The Bamiyan bombings will quite probably turn that already flourishing market into a raging bull market for the smugglers.  “The ‘destroy’ order will provide a convenient smoke screen for the mass looting of the land, an operation that can be carried out only with the happy connivance of lower and mid-level authorities,” Melikian writes. 

The Taliban has delivered a body blow to the already resented “heritage” movement in the Western art community—the view that ancient works should remain in their country of origin.  “I must admit that I begin now to question our policy,[Los Angeles Times] and those of most museums in the Western world, to refrain from purchasing any object from the country of its origins,” writes Marianna Yaldiz, director of the Museum for Indian Art in Berlin to the editor of the art magazine Orientations. 

It is in this legitimization of the smuggling, rather than in Muslim fanaticism, that the larger peril to cultural heritage may lie.

Whatever the threat in Afghanstan, there seems to be little similar danger in other Muslim countries. The edict of Mullah Muhammad Omar [Globe & Mail, Canada], leader of Taliban, the ruling party in Afghanstan, ordering all statues destroyed as idols because “worshippers might be tempted to pay homage” to them, has not been widely acclaimed by other Muslim authorities. 

The Organization of Islam Conference has not condemned the bombings as Iranian President Muhammad Khatami asked it to do, but neither has it endorsed the edict, and Khatami is a major figure in his own right. 

So is Abdul Sattar, the foreign minister of Pakistan, who twice officially urged that the edict be rescinded [Middle East Times], the second plea coming while he was in Mecca for the haj. 

Burhanuddin Rabbani, whose rival Afghan party still holds Afghanstan’s seat at the United Nations, condemned the bombings [CNN.com] as un-Islamic as well as “anti-national and anti-cultural”.  Muslim intellectuals, particularly in the West, have quoted the Koran against the Taliban [Los Angeles Times] and invoked the history of Muslim tolerance for non-Muslim, representative art as proof that the Taliban’s actions are aberrant in Islamic terms. 

Sadly, the evidence was overwhelming, even before the bombings, that the most dangerous religion in the world, at least for art, remains the “religion” of the market.  After the fall of the Najibullah regime in 1992, the victorious mujahedeen (Muslim holy warriors) went first for the gold in the national museum and only later discovered that foreigners would also pay for pots and statuary. 

At that point, “a boom in independent excavations began in the country. The spoils went [east] through the Khyber Pass to the Pakistani city of Peshawar, which turned into a center of underground trafficking in Afghan antiquities. Prices are reported to have been sharply inflated by tourists from Japan, where interest in Buddhist culture is very high.  According to Robert Kluyver of the Society for the Preservation of Afghanstan’s Cultural Heritage, Japanese collectors are prepared to pay [Itogi-Newsweek/MSNBC]. up to $1 million for a bas-relief depicting Buddha”

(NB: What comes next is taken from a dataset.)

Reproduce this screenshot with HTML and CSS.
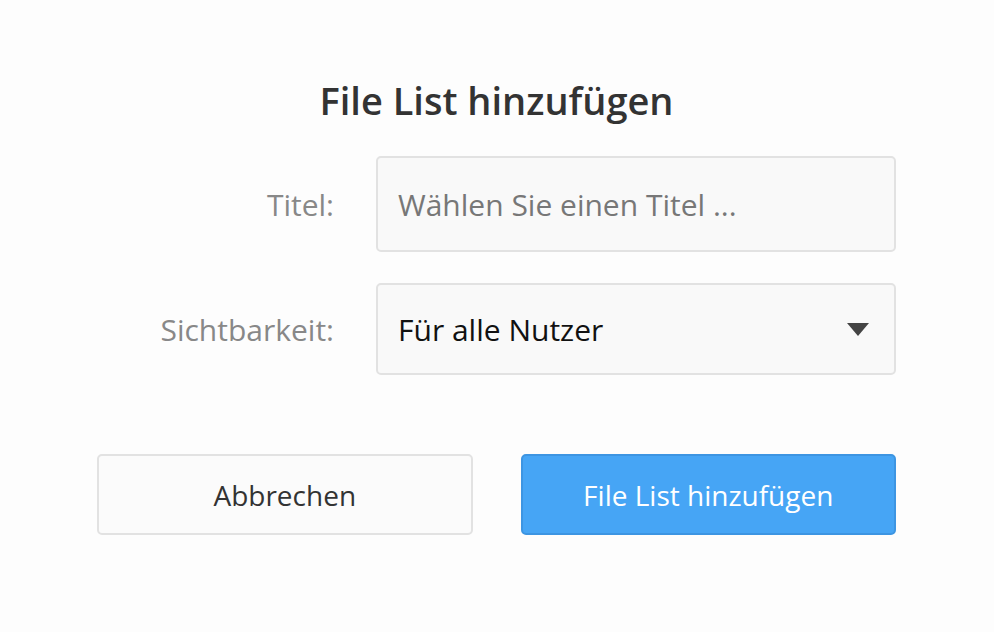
FILE: index.html
```html
<!DOCTYPE html>
<html lang="de">
<head>
<meta charset="utf-8">
<link rel="stylesheet" href="styles.css">
</head>
<body>
<div class="dialog">
  <h1 class="title">File List hinzufügen</h1>
  <div class="form">
    <div class="row">
      <label class="label">Titel:</label>
      <div class="field field-input"><span class="placeholder">Wählen Sie einen Titel ...</span></div>
    </div>
    <div class="row">
      <label class="label">Sichtbarkeit:</label>
      <div class="field field-select"><span class="value">Für alle Nutzer</span><span class="caret"></span></div>
    </div>
  </div>
  <div class="actions">
    <button class="btn btn-cancel">Abbrechen</button>
    <button class="btn btn-primary">File List hinzufügen</button>
  </div>
</div>
</body>
</html>
```

FILE: styles.css
```css
html, body {
  margin: 0;
  padding: 0;
  background: #fdfdfd;
  font-family: "Open Sans", "Noto Sans", sans-serif;
}
.dialog {
  width: 799px;
  margin-left: 97px;
  padding-top: 76px;
}
.title {
  margin: 0;
  text-align: center;
  font-size: 38px;
  font-weight: 600;
  color: #333;
  line-height: 48px;
}
.form {
  margin-top: 32px;
  display: flex;
  flex-direction: column;
  gap: 31px;
}
.row {
  display: flex;
  align-items: center;
  gap: 42px;
}
.label {
  width: 237px;
  text-align: right;
  font-size: 30px;
  color: #888;
}
.field {
  width: 520px;
  box-sizing: border-box;
  border: 2px solid #e2e2e2;
  border-radius: 5px;
  background: #f9f9f9;
  display: flex;
  align-items: center;
  padding: 0 20px;
  font-size: 30px;
}
.field-input { height: 96px; }
.field-select { height: 92px; justify-content: space-between; }
.placeholder { color: #777; }
.value { color: #111; }
.caret {
  width: 0;
  height: 0;
  border-left: 11px solid transparent;
  border-right: 11px solid transparent;
  border-top: 13px solid #444;
  margin-right: 5px;
}
.actions {
  margin-top: 79px;
  display: flex;
  gap: 48px;
}
.btn {
  flex: 1;
  height: 81px;
  border-radius: 5px;
  font-family: inherit;
  font-size: 28px;
  box-sizing: border-box;
  cursor: pointer;
}
.btn-cancel {
  background: #fbfbfb;
  border: 2px solid #e2e2e2;
  color: #333;
}
.btn-primary {
  background: #46a5f5;
  border: 2px solid #3d95e2;
  color: #fff;
}
```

Objects looted in northern Afghanstan are smuggled into Russia [The Art Newspaper] “where they are fenced to the ‘new Russian mafia”. Smuggled Afghan manuscripts have turned up in substantial numbers in Northern Europe, especially Scandinavia [Purabudaya].  Plunder from western Afghanstan travels by way of Iran to Europe, especially to London, where a single statue can sell [Observer] for as much as £50,000.

Rather than a new story, the rape of Afghanstan’s artistic heritage is an old story in a new place. The tale of a tomb-robber [The Art Newspaper] recently published in The Art Newspaper may stand as proof that the classical heritage of the West remains, year in and year out, the liveliest commodity of all. 

Still, Afghanstan, because of its remoteness, has remained relatively virgin smuggling territory, despite the extraordinary artistic interest of such ancient cultures as that of Gandhara, where Hellenism and Buddhism inseminated each other. Political turmoil, creating a desperate hunger for arms and for hard currency to buy them with, has now changed that.

To note all this is not really to refute Samuel P. Huntington. The mujahedeen may have turned to smuggling, but they are not simple smugglers. They are not in it merely for the money; at least not all of them are.  Some of the same reports that document the smuggling also document religiously motivated destruction of objects that could have been, so to speak, sold for good money.  The Bamiyan colossi themselves could quite literally have been held for ransom.  

At this juncture, what will be required to save the art may be a prior political and humanitarian effort to save the people.  In Middle Eastern Times, Shiraz Paracha writes: “After the world’s reaction over the statue issue, many in Afghanstan might ask whether the stone statues were more important [Middle East Times] than millions of starving human beings”. 

The Metropolitan Museum of Art in New York offered to buy the  imperiled statues [The Times, London] and other threatened works, but there has been no comparable international campaign to save those who, Paracha reports, are “on the verge of death due to war and famine” in hellish refugee camps.

The trade in smuggled art from Afghanstan, on balance, is like the trade in poached ivory from Kenya.  It feeds on the same desperation that fuels religious fanaticism.  Rather than dealing first with the fanaticism, the West may need to deal first with the desperation. The illicit sale of art is one problem for which the market is not the solution.